Laurent BADO illustre une « conscience d’opposition » populaire, notamment du fait de sa critique de l’Occident ; mais il est aussi considéré comme peu crédible en raison d’un excès de légèreté et, d’une soumission à un gouvernement qu’il est difficile de critiquer frontalement si l’on souhaite continuer à prendre la parole. Selon lui, le problème majeur des Africains est le mimétisme. Il prône le grégarisme comme modèle de société pour l'Afrique en général et le Burkina Faso en particulier. Modèle qui offre une alternative aux systèmes capitalistes et socialistes qui selon lui ont montré leurs limites.
Dans PAREN, le testament de Laurent BADO, il définit le grégarisme appliqué à l'Afrique comme la mise en place d'une économie populaire : « La voie de l'Afrique(...)(est) bel et bien le grégarisme de la tradition qui distingue la liberté et la solidarité sans les séparer, qui unit l'individu et le groupe sans les confondre. »
Laurent BADO est également porteur de grandes idées de développement telles que l'actionnariat communautaire, le développement endogène, etc.
Lors de l'élection présidentielle de 2010, n'ayant pas réussi à convaincre sur la candidature unique de l'opposition, Laurent BADO renonce à se porter candidat et le PAREN ne présente aucun candidat.
Il réussit à se faire réélire député lors des élections couplées de 2015 et rejoint la mouvance présidentielle conduite par le président Roch Marc Christian KABORE. Cependant, cette alliance ne l'empêche pas de critiquer ce régime et de dénoncer ses tares.
En 2017, Laurent BADO s'embrouille avec son jeune frère Tahirou BARRY, président du PAREN et exclu ce dernier lors d’un congrès organisé par le parti. Ces tensions fragilisent le parti qui n'obtient aucun siège aux élections législatives de 2020.
Il a une position très tranchée sur l'homosexualité qu'il qualifie de crime contre l'humanité en appelant les Africains à faire preuve de vigilance sur la conservation des acquis culturels de la société. Il est également un grand partisan de la peine de mort.
Lors des élections auxquelles il a pris part, Laurent BADO a toujours clamé aux populations lors des meetings et débats télévisées qu'il n'est pas venu quémander des voix ; mais plutôt leur montrer un chemin, celui pouvant sortir le pays de la souffrance et lui offrir un avenir radieux.
Laurent BADO s'est retiré de la scène politique.

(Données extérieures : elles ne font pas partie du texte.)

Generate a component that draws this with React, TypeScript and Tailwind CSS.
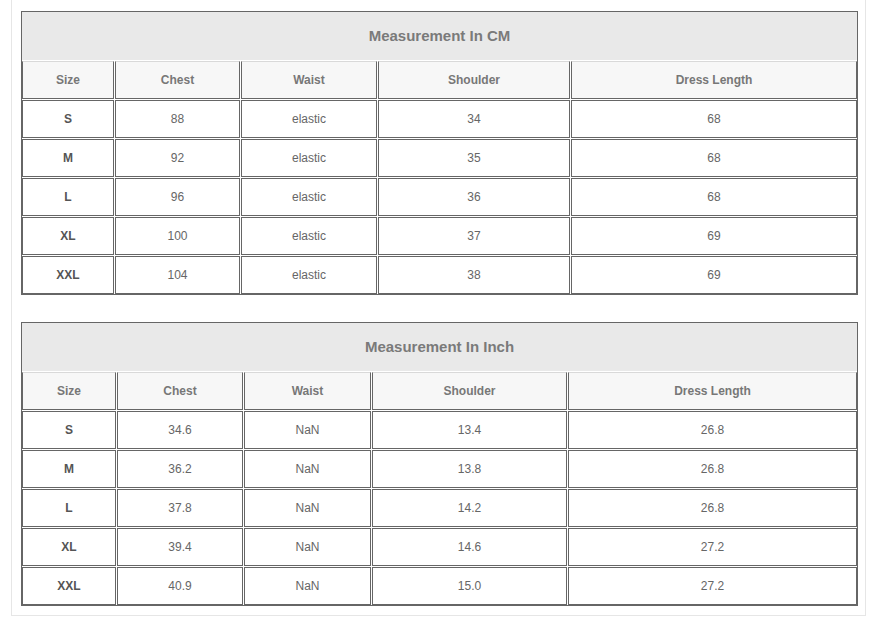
const cm = {
  title: "Measurement In CM",
  cols: "grid-cols-[92px_125px_136px_192px_286px]",
  rows: [
    ["S", "88", "elastic", "34", "68"],
    ["M", "92", "elastic", "35", "68"],
    ["L", "96", "elastic", "36", "68"],
    ["XL", "100", "elastic", "37", "69"],
    ["XXL", "104", "elastic", "38", "69"],
  ],
};

const inch = {
  title: "Measurement In Inch",
  cols: "grid-cols-[94px_126px_127px_195px_289px]",
  rows: [
    ["S", "34.6", "NaN", "13.4", "26.8"],
    ["M", "36.2", "NaN", "13.8", "26.8"],
    ["L", "37.8", "NaN", "14.2", "26.8"],
    ["XL", "39.4", "NaN", "14.6", "27.2"],
    ["XXL", "40.9", "NaN", "15.0", "27.2"],
  ],
};

const headers = ["Size", "Chest", "Waist", "Shoulder", "Dress Length"];

function SizeTable({ data }: { data: typeof cm }) {
  return (
    <div className={`grid ${data.cols} gap-px border border-[#666] bg-white`}>
      <div className="col-span-5 flex h-[48px] items-center justify-center bg-[#e9e9e9] text-[15px] font-bold text-[#7a7a7a]">
        {data.title}
      </div>
      {headers.map((h) => (
        <div
          key={h}
          className="flex h-[38px] items-center justify-center border border-[#666] border-t-[#d9d9d9] bg-[#f7f7f7] text-[12px] font-bold text-[#777]"
        >
          {h}
        </div>
      ))}
      {data.rows.map((row) =>
        row.map((v, i) => (
          <div
            key={row[0] + i}
            className={`flex h-[38px] items-center justify-center border border-[#666] bg-white text-[12px] ${
              i === 0 ? "font-bold text-[#555]" : "text-[#666]"
            }`}
          >
            {v}
          </div>
        ))
      )}
    </div>
  );
}

export default function App() {
  return (
    <div className="min-h-[624px] bg-white font-['Liberation_Sans',Arial,sans-serif]">
      <div className="ml-[11px] w-[855px] border-x border-b border-[#e6e6e6] pt-[11px] pb-[9px] pl-[9px] pr-[7px]">
        <div className="flex flex-col gap-[27px]">
          <SizeTable data={cm} />
          <SizeTable data={inch} />
        </div>
      </div>
    </div>
  );
}
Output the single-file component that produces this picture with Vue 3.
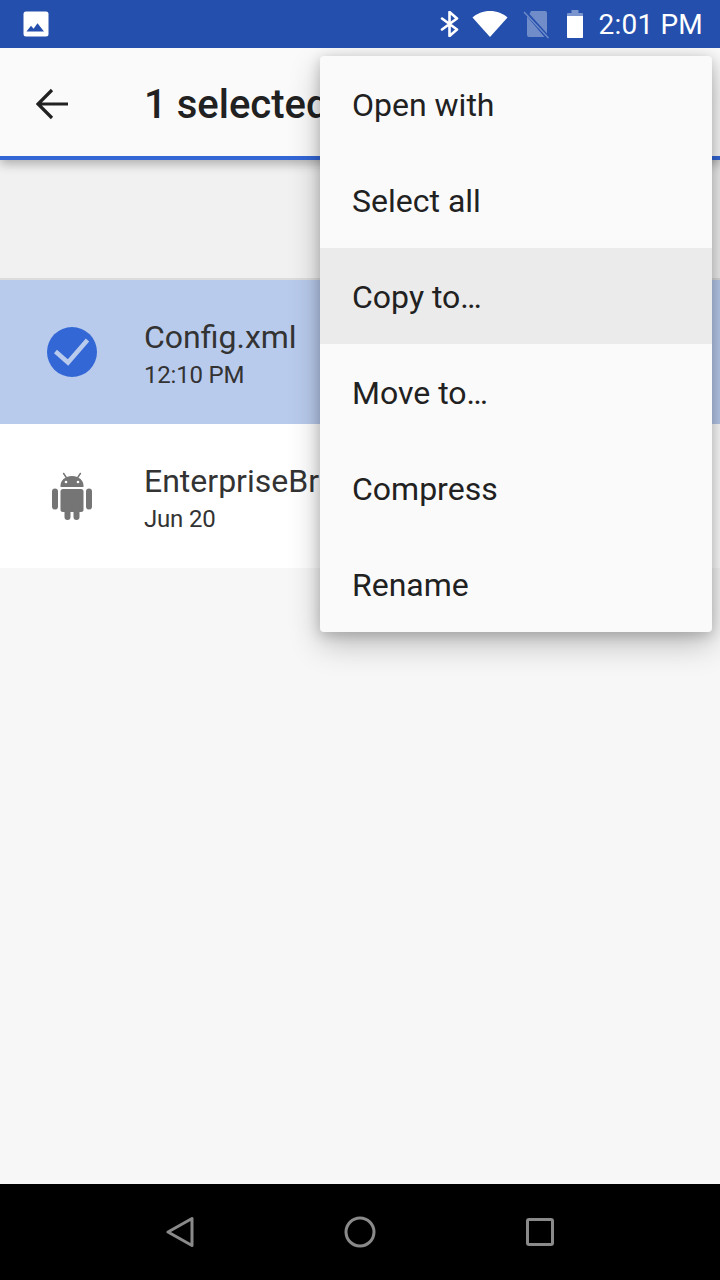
<script setup>
const rows = [
  { name: 'Config.xml', sub: '12:10 PM', selected: true },
  { name: 'EnterpriseBr', sub: 'Jun 20', selected: false }
]
const menu = ['Open with', 'Select all', 'Copy to…', 'Move to…', 'Compress', 'Rename']
</script>

<template>
  <div class="screen">
    <header class="status">
      <svg class="pic" width="28" height="28" viewBox="0 0 28 28">
        <rect x="1.5" y="1.5" width="25" height="25" rx="2.5" fill="#fff" />
        <path d="M4.5 21.5 9 15.8l2.6 3 3.900-5.600 6.500 8.300z" fill="#244fad" />
      </svg>
      <div class="status-right">
        <svg width="20" height="26" viewBox="0 0 20 26" class="bt">
          <path d="M2 7.500 17 18.500 9.500 25V1L17 7.500 2 18.500" fill="none" stroke="#fff" stroke-width="2.600" stroke-linecap="round" stroke-linejoin="round" />
        </svg>
        <svg width="36" height="28" viewBox="0 0 36 28" class="wifi">
          <path d="M0.500 7.500C5 3.500 11 1 18 1s13 2.500 17.500 6.500L18 27z" fill="#fff" />
        </svg>
        <svg width="26" height="30" viewBox="0 0 26 30" class="sim">
          <path d="M8 2h14a2 2 0 0 1 2 2v20.500L6.500 5zM4 7.500V26a2 2 0 0 0 2 2h15.500z" fill="#fff" fill-opacity=".35" />
          <path d="M1 3 25.500 29" stroke="#fff" stroke-opacity=".35" stroke-width="1.400" />
        </svg>
        <svg width="18" height="30" viewBox="0 0 18 30" class="batt">
          <path d="M5.500 1h7v3H16a1 1 0 0 1 1 1v23a1 1 0 0 1-1 1H2a1 1 0 0 1-1-1V5a1 1 0 0 1 1-1h3.500z" fill="#fff" fill-opacity=".4" />
          <path d="M1 7h16v21a1 1 0 0 1-1 1H2a1 1 0 0 1-1-1z" fill="#fff" />
        </svg>
        <span class="time">2:01 PM</span>
      </div>
    </header>

    <div class="toolbar">
      <svg class="back" width="32" height="32" viewBox="0 0 32 32">
        <path d="M32 16H2M16 2 2 16l14 14" fill="none" stroke="#212121" stroke-width="3.200" />
      </svg>
      <span class="title">1 selected</span>
    </div>

    <div class="band"></div>

    <main class="list">
      <div v-for="row in rows" :key="row.name" class="row" :class="{ selected: row.selected }">
        <div class="icon">
          <svg v-if="row.selected" width="50" height="50" viewBox="0 0 50 50">
            <circle cx="25" cy="25" r="25" fill="#3367d6" />
            <path d="M8.500 24.500 21 35.500 40.500 13" fill="none" stroke="#b9cbed" stroke-width="4.500" />
          </svg>
          <svg v-else width="40" height="48" viewBox="0 0 40 48">
            <g fill="#757575">
              <path d="M8.500 15h23v-1.300c0-3.600-2-6.400-5-7.900l2.800-4.300-1.200-.9-3 4.500C23.600 4.500 21.800 4.100 20 4.100s-3.600.4-5.100 1L11.900.6l-1.200.9 2.800 4.300c-3 1.500-5 4.300-5 7.900z" />
              <rect x="8.500" y="17" width="23" height="23" rx="2.500" />
              <rect x="0" y="16.500" width="6" height="21" rx="3" />
              <rect x="34" y="16.500" width="6" height="21" rx="3" />
              <rect x="12.500" y="32" width="6" height="16" rx="3" />
              <rect x="21.500" y="32" width="6" height="16" rx="3" />
            </g>
            <circle cx="14" cy="10" r="1.300" fill="#fff" />
            <circle cx="26" cy="10" r="1.300" fill="#fff" />
          </svg>
        </div>
        <div class="text">
          <div class="name">{{ row.name }}</div>
          <div class="sub">{{ row.sub }}</div>
        </div>
      </div>
    </main>

    <footer class="nav">
      <svg width="28" height="32" viewBox="0 0 28 32">
        <path d="M26 2.500v27L2 16z" fill="none" stroke="#8a8a8a" stroke-width="3" stroke-linejoin="round" />
      </svg>
      <svg width="32" height="32" viewBox="0 0 32 32">
        <circle cx="16" cy="16" r="14" fill="none" stroke="#8a8a8a" stroke-width="3" />
      </svg>
      <svg width="28" height="28" viewBox="0 0 28 28">
        <rect x="1.500" y="1.500" width="25" height="25" rx="1.500" fill="none" stroke="#8a8a8a" stroke-width="3" />
      </svg>
    </footer>

    <nav class="menu">
      <div v-for="item in menu" :key="item" class="item" :class="{ hot: item === 'Copy to…' }">{{ item }}</div>
    </nav>
  </div>
</template>

<style>
html, body { margin: 0; padding: 0; }
</style>

<style scoped>
.screen {
  position: relative;
  width: 720px;
  height: 1280px;
  overflow: hidden;
  display: flex;
  flex-direction: column;
  background: #f7f7f7;
  font-family: Roboto, "Liberation Sans", sans-serif;
}
.status {
  position: relative;
  z-index: 3;
  height: 48px;
  flex: none;
  background: #244fad;
  display: flex;
  align-items: center;
  justify-content: space-between;
  padding: 0 17px 0 22px;
  color: #fff;
}
.status svg { display: block; }
.status-right {
  display: flex;
  align-items: center;
}
.bt { margin-left: 1px; margin-right: 12px; }
.wifi { margin-right: 15px; }
.sim { margin-right: 17px; }
.batt { margin-right: 15px; }
.time {
  font-size: 28px;
  line-height: 48px;
  letter-spacing: .2px;
  padding-top: 1px;
}
.toolbar {
  position: relative;
  z-index: 1;
  height: 112px;
  flex: none;
  box-sizing: border-box;
  padding-top: 4px;
  background: #fafafa;
  border-bottom: 4px solid #3367d6;
  box-shadow: 0 4px 10px rgba(0, 0, 0, .28);
  display: flex;
  align-items: center;
}
.back { margin-left: 36px; flex: none; display: block; }
.title {
  margin-left: 76px;
  font-size: 40px;
  font-weight: 500;
  color: #212121;
  white-space: nowrap;
}
.band {
  height: 118px;
  flex: none;
  background: #f1f1f1;
  border-bottom: 2px solid #dcdcdc;
}
.list { flex: 1; }
.row {
  height: 144px;
  display: flex;
  align-items: center;
  background: #fff;
}
.row.selected { background: #b9cbed; }
.icon {
  width: 144px;
  flex: none;
  display: flex;
  justify-content: center;
}
.icon svg { display: block; }
.text { padding-top: 2px; }
.name {
  font-size: 32px;
  line-height: 40px;
  color: #333;
  white-space: nowrap;
  padding-top: 2px;
}
.sub {
  font-size: 24px;
  line-height: 32px;
  letter-spacing: -.2px;
  margin-top: 2px;
  color: #333;
}
.nav {
  height: 96px;
  flex: none;
  background: #000;
  display: grid;
  grid-template-columns: 180px 180px 180px;
  justify-content: center;
  align-items: center;
  justify-items: center;
}
.menu {
  position: absolute;
  z-index: 2;
  top: 56px;
  left: 320px;
  width: 392px;
  background: #fafafa;
  border-radius: 4px;
  box-shadow: 0 12px 32px rgba(0, 0, 0, .24), 0 3px 14px rgba(0, 0, 0, .2);
}
.item {
  height: 96px;
  line-height: 98px;
  padding-left: 32px;
  font-size: 32px;
  color: #212121;
}
.item.hot { background: #ebebeb; }
</style>
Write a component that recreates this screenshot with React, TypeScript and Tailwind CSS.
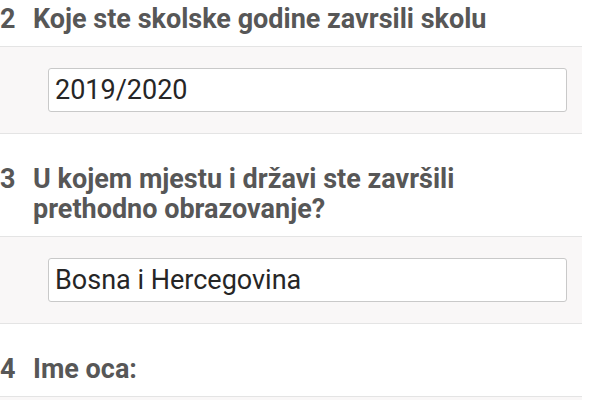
const questions = [
  { num: '2', label: 'Koje ste skolske godine zavrsili skolu', value: '2019/2020' },
  { num: '3', label: 'U kojem mjestu i državi ste završili prethodno obrazovanje?', value: 'Bosna i Hercegovina' },
  { num: '4', label: 'Ime oca:', value: '' },
]

export default function App() {
  return (
    <div
      className="w-[600px] h-[400px] overflow-hidden bg-white"
      style={{ fontFamily: 'Roboto, "Noto Sans", sans-serif' }}
    >
      {questions.map((q, i) => (
        <Question key={q.num} q={q} first={i === 0} />
      ))}
    </div>
  )
}

function Question({ q, first }: { q: { num: string; label: string; value: string }; first: boolean }) {
  return (
    <div className={first ? 'pt-[4px]' : 'pt-[30px]'}>
      <div className="flex text-[27px] leading-[30px] font-bold text-[#575757]">
        <span className="w-[33px] shrink-0">{q.num}</span>
        <span className="w-[460px]">{q.label}</span>
      </div>
      <div className="mt-[12px] w-[582px] border-y border-[#e4e4e4] bg-[#f9f7f7] pl-[48px] pr-[15px] py-[21px]">
        <div className="h-[44px] flex items-center rounded-[3px] border border-[#c9c9c9] bg-white px-[6px] text-[27px] text-[#262626]">
          {q.value}
        </div>
      </div>
    </div>
  )
}
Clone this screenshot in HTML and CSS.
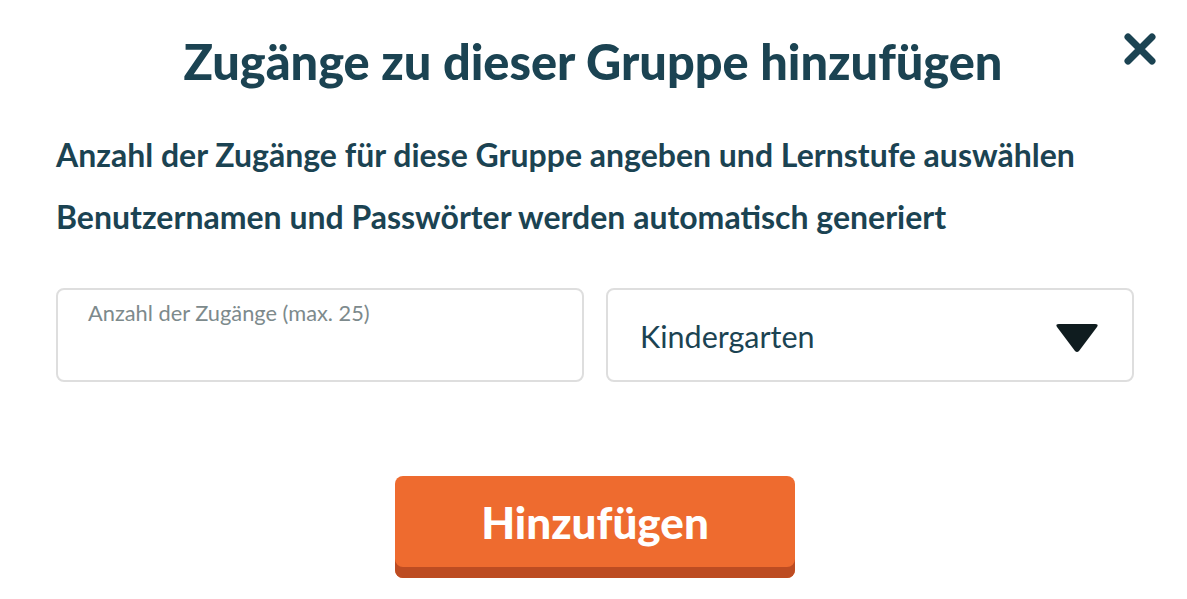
FILE: index.html
```html
<!DOCTYPE html>
<html lang="de">
<head>
    <meta charset="UTF-8">
    <meta name="viewport" content="width=device-width, initial-scale=1.0">
    <title>Zugänge hinzufügen</title>
    <link rel="stylesheet" href="styles.css">
</head>
<body>
    <div class="modal">
        <div class="modal-header">
            <h1>Zugänge zu dieser Gruppe hinzufügen</h1>
            <button class="close" aria-label="Schließen">
                <svg width="34" height="34" viewBox="0 0 34 34">
                    <path d="M5 5 L29 29 M29 5 L5 29" stroke="#1b4352" stroke-width="7" stroke-linecap="round"/>
                </svg>
            </button>
        </div>
        <p class="info">Anzahl der Zugänge für diese Gruppe angeben und Lernstufe auswählen</p>
        <p class="info">Benutzernamen und Passwörter werden automatisch generiert</p>

        <div class="fields">
            <label class="field">
                <span class="field-label">Anzahl der Zugänge (max. 25)</span>
                <input type="text" class="field-input">
            </label>
            <div class="field select">
                <span class="select-value">Kindergarten</span>
                <svg class="arrow" width="44" height="30" viewBox="0 0 44 30">
                    <path d="M4 1 H40 Q44 1 42 4 L24 28 Q22 30 20 28 L2 4 Q0 1 4 1 Z" fill="#0f1c1f"/>
                </svg>
            </div>
        </div>

        <div class="actions">
            <button class="btn-add">Hinzufügen</button>
        </div>
    </div>
</body>
</html>
```

FILE: styles.css
```css
/* Grundlayout */
body {
    margin: 0;
    background: #fff;
    font-family: Lato, "Open Sans", sans-serif;
    color: #1b4352;
}

.modal {
    width: 1187px;
    height: 599px;
    box-sizing: border-box;
    padding: 0 53px 0 56px;
}

.modal-header {
    position: relative;
    padding-top: 28px;
    text-align: center;
}

h1 {
    margin: 0;
    font-size: 48.7px;
    font-weight: 900;
    line-height: 66px;
    color: #1b4352;
    padding-right: 4px;
}

.close {
    position: absolute;
    top: 32px;
    right: -23px;
    background: none;
    border: 0;
    padding: 0;
    cursor: pointer;
}

.info {
    margin: 0;
    font-size: 32px;
    font-weight: 700;
    line-height: 62px;
    white-space: nowrap;
}

.info:first-of-type {
    margin-top: 30px;
}

/* Eingabefelder */
.fields {
    display: flex;
    gap: 22px;
    margin-top: 40px;
    width: 1078px;
}

.field {
    flex: none;
    width: 528px;
    height: 94px;
    box-sizing: border-box;
    border: 2px solid #dedede;
    border-radius: 8px;
    position: relative;
    display: block;
}

.field-label {
    position: absolute;
    left: 30px;
    top: 9px;
    font-size: 21.8px;
    color: #7d8a8c;
}

.field-input {
    position: absolute;
    left: 30px;
    right: 20px;
    bottom: 14px;
    width: auto;
    min-width: 0;
    border: 0;
    outline: none;
    font: inherit;
    font-size: 24px;
    background: transparent;
}

.select {
    display: flex;
    align-items: center;
    justify-content: space-between;
    padding: 0 33px 0 32px;
}

.select-value {
    font-size: 30.5px;
    color: #1b4352;
    margin-top: 2px;
}

.arrow {
    margin-top: 6px;
}

/* Button */
.actions {
    display: flex;
    justify-content: center;
    margin-top: 94px;
    width: 1078px;
}

.btn-add {
    width: 400px;
    height: 102px;
    border: 0;
    border-radius: 8px;
    background: #ee6b2f;
    box-shadow: inset 0 -11px 0 #bd4c22;
    color: #fff;
    font-family: Lato, sans-serif;
    font-size: 44px;
    font-weight: 900;
    padding-bottom: 12px;
    cursor: pointer;
}
```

Il a écrit plusieurs ouvrages que sont : Ni l’est, ni l’ouest ; Au-delà du libéralisme et du socialisme ; L’Alternative ; Quel modèle de démocratie pour l’Afrique noire ? ; La liberté humaine en occident et en Afrique ; L’Eglise catholique et le pouvoir politique ; La femme traditionnelle est-elle discriminée ? ; Mort au libéralisme, Mort au socialisme ; Le grégarisme africain ou la mort ; Le journal d'un vacancier ; Mon expérience Politique ; Mes 29 propositions et leurs 123 mesures de mise en œuvre pour transformer le Burkina en Profondeur ; Un chrétien catholique s'interroge ;
Laurent Bado a passé les premières années de sa vie à animer bénévolement des conférences dans les localités du Burkina Faso.